Unicode Conference 36: Day 1

These are live blog notes from the 2012 Unicode Conference in Santa Clara, California, 22nd October 2012.

Usual disclaimer for live blogging: These are informal notes taken by Dave Crossland at the event, and may or may not be similar to what was said by the people who spoke on these topics. Probably if something here is incorrect it is because Dave mistyped it or misunderstood, and if anyone wants corrections, they should email him immediately (dave@understandingfonts.com) – or post a comment.

Developing an OpenType font for complex scripts using Fontforge
===============================================================

Pravin Dinkar Satpute, Senior Software Engineer, Red Hat

Pravin Satpure: I am working for RHAT 7 eyars in i18n, working on Indic scripts. I developed 6 unicode chars for devanagari. Pashmiri language. I’m project lead for Lohit fonts, supporting the 9 major scripts and are the default fonts in Fedora, Debian, Ubuntu, and some are used in ChromeOS and Android.

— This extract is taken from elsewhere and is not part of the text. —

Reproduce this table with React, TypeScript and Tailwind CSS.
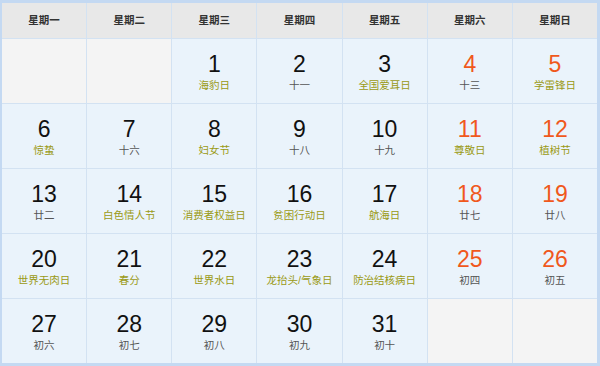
type Day = {
  n: number;
  sub: string;
  fest?: boolean;
  weekend?: boolean;
} | null;

const weeks = ['星期一', '星期二', '星期三', '星期四', '星期五', '星期六', '星期日'];

const days: Day[] = [
  null,
  null,
  { n: 1, sub: '海豹日', fest: true },
  { n: 2, sub: '十一' },
  { n: 3, sub: '全国爱耳日', fest: true },
  { n: 4, sub: '十三', weekend: true },
  { n: 5, sub: '学雷锋日', fest: true, weekend: true },
  { n: 6, sub: '惊蛰', fest: true },
  { n: 7, sub: '十六' },
  { n: 8, sub: '妇女节', fest: true },
  { n: 9, sub: '十八' },
  { n: 10, sub: '十九' },
  { n: 11, sub: '尊敬日', fest: true, weekend: true },
  { n: 12, sub: '植树节', fest: true, weekend: true },
  { n: 13, sub: '廿二' },
  { n: 14, sub: '白色情人节', fest: true },
  { n: 15, sub: '消费者权益日', fest: true },
  { n: 16, sub: '贫困行动日', fest: true },
  { n: 17, sub: '航海日', fest: true },
  { n: 18, sub: '廿七', weekend: true },
  { n: 19, sub: '廿八', weekend: true },
  { n: 20, sub: '世界无肉日', fest: true },
  { n: 21, sub: '春分', fest: true },
  { n: 22, sub: '世界水日', fest: true },
  { n: 23, sub: '龙抬头/气象日', fest: true },
  { n: 24, sub: '防治结核病日', fest: true },
  { n: 25, sub: '初四', weekend: true },
  { n: 26, sub: '初五', weekend: true },
  { n: 27, sub: '初六' },
  { n: 28, sub: '初七' },
  { n: 29, sub: '初八' },
  { n: 30, sub: '初九' },
  { n: 31, sub: '初十' },
  null,
  null,
];

function DayCell({ day }: { day: Day }) {
  if (!day) return <div className="h-[64px] bg-[#f4f4f4]"></div>;
  return (
    <div className="h-[64px] bg-[#eaf3fb] flex flex-col items-center pt-[12px]">
      <span
        className={
          day.weekend
            ? 'text-[23px] leading-[26px] text-[#f0581c]'
            : 'text-[23px] leading-[26px] text-[#111]'
        }
      >
        {day.n}
      </span>
      <span
        className={
          day.fest
            ? 'mt-[1px] text-[10.5px] leading-[14px] text-[#9a9a14] whitespace-nowrap'
            : 'mt-[1px] text-[10.5px] leading-[14px] text-[#555] whitespace-nowrap'
        }
      >
        {day.sub}
      </span>
    </div>
  );
}

export default function App() {
  return (
    <div className="w-[600px] h-[366px] bg-white font-['Liberation_Sans','Noto_Sans_CJK_SC',sans-serif]">
      <div className="w-[600px] h-[366px] border-l-2 border-r-[3px] border-t-[3px] border-b-[3px] border-[#c4d9f2] bg-[#d3e2f2]">
        <div className="grid grid-cols-7 gap-x-px">
          {weeks.map((w) => (
            <div
              key={w}
              className="h-[35px] bg-[#e8e8e8] flex items-center justify-center text-[10.5px] font-bold text-[#333]"
            >
              {w}
            </div>
          ))}
        </div>
        <div className="grid grid-cols-7 gap-px mt-px">
          {days.map((d, i) => (
            <DayCell key={i} day={d} />
          ))}
        </div>
      </div>
    </div>
  );
}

Wikipedia loads some

I am also leading the Liberation Fonts project, the default fonts in LibreOffice.

I want the world scripts in Unicode, so everyone on earth should have their language on their terminal.

I was to show production of OpenType fonts, why they are important, FontForge – a 5 minute demo for Latin – then whats involved in OpenType fonts for 20 mins – then demonstrate making a Devanagari font with FontForge.

Imagine a developer has made an excellent applicatoin, but the first screen in that app has broken fonts. What will you feel if you see the square with 4 numbers, or a dotted circle?

A friend was working in Embedded systems, and faced a problem, he was getting U+0916 instead of U+0915. It took 2 days to realise it was the font that was buggy! Understand fonts is important 🙂

Why this session?

1 If you see the Unicode from early version today, many scripts were added. 5.0 to 6.0 added Khadoshthi, Lepcha. If normal people want to use these langugaes, they can’t, because fonts either don’t exist or are VERY expensive. So we should have libre fonts for these languages available to all developers, so they can support these users in their applicatoins.

2 People in those communities WANT to do font development. I tell them Unicode is a good thing. We don’t have users from this session here today, but I hope they will learn the things we are covering today.

The number of script in unicode is increasing.

There are several knowledge domains involved OpenType font. Linguistics, knowing the language and writing system. Art, the visual drawing of letters. Technology, since the letters are shaped by an operating system, so you need technical knowledge to write the layout table.

In the RHAT office in Pune, there are people from all the language communities I can consult with.

Why FontForge?

Its the only libre font editor tool available today.

I started using FontForge in 2005, it was very complex to write OpenType then. Today its very easy!

Continue improvement: There are active users and developers around this tool, and you’ll typically get a reply to your query within 1 or 2 days. I found a problem with the grid fitting tables and posted about it on the mailing list and got a fix later that day!

It runs on GNU+Linux, Windows and MacOS X.

What is a complex script?

[audience ideas]

In Devanagari we have reordering of characters, what we type and what we see are different; what we type looks totally different to what we see when its ligated.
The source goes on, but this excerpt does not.